É muito maior e é tudo muito melhor. Há muito mais comunicação, percebeu-se que ou estamos em rede e partilhamos ou não se vai a lado nenhum. Na altura da covid, por exemplo, só nós é que conseguíamos produzir proteínas no volume necessário e nós fizemo-lo e demos ao país todo para desenvolver os kits - e ainda mandámos para o Paquistão. A questão é que havendo um objetivo comum, fazemos.
Isso passa também por promover startups nesta área?
Sim, também investimos numa incubadora de biotecnologia e tivemos startups muito interessantes, mas depois saíram porque em Lisboa não tinham acesso a fundos europeus... Acho bem que façam por sobreviver, mas era bom tê-las aqui.
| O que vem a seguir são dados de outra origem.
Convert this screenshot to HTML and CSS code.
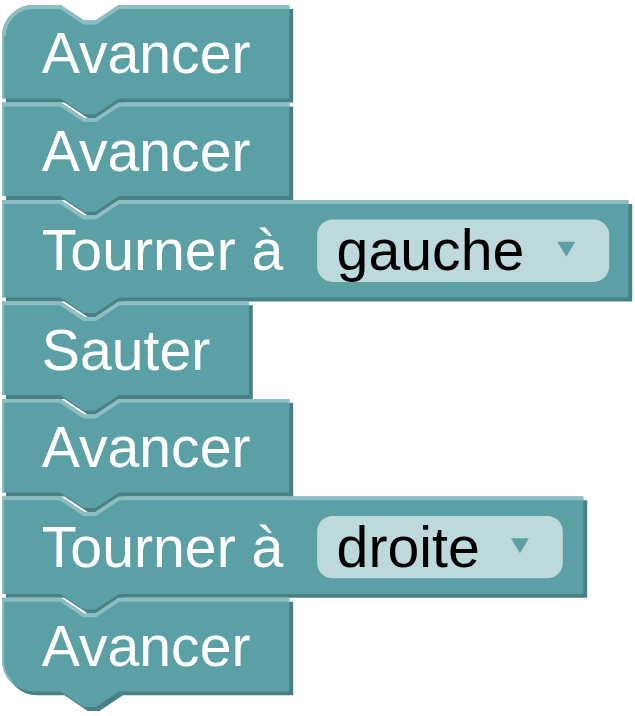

Agora trabalhamos com a Nova e a Católica e a Câmara de Oeiras trata-nos muito bem, porque entende o valor deste hub.
O que fazia falta para promover mais startups científicas?
A questão das startups é o financiamento: as empresas têm normalmente acesso a fundos para arrancar, mas o burning rate nestas fases é gigante e é aí que se falha. Nós não temos a tradição de business angels e não se consegue fazer as coisas sem dinheiro... Eu tento ajudar os meus colegas que se aventuram nessas áreas, porque é um esforço enorme que muitas vezes, infelizmente, morre na praia.
O que pode o iBet trazer agora?
Vamos ter aqui mais laboratórios de investigação, um de nível 3, que nos permite trabalhar com vírus patogénicos que antes não podíamos... Portanto além do fator emprego é conseguir fazer este linking the dots, que poucos sítios no mundo têm, este entrosamento da academia com a indústria neste conceito de traslação muito rápida. O iBET cria estas pontes.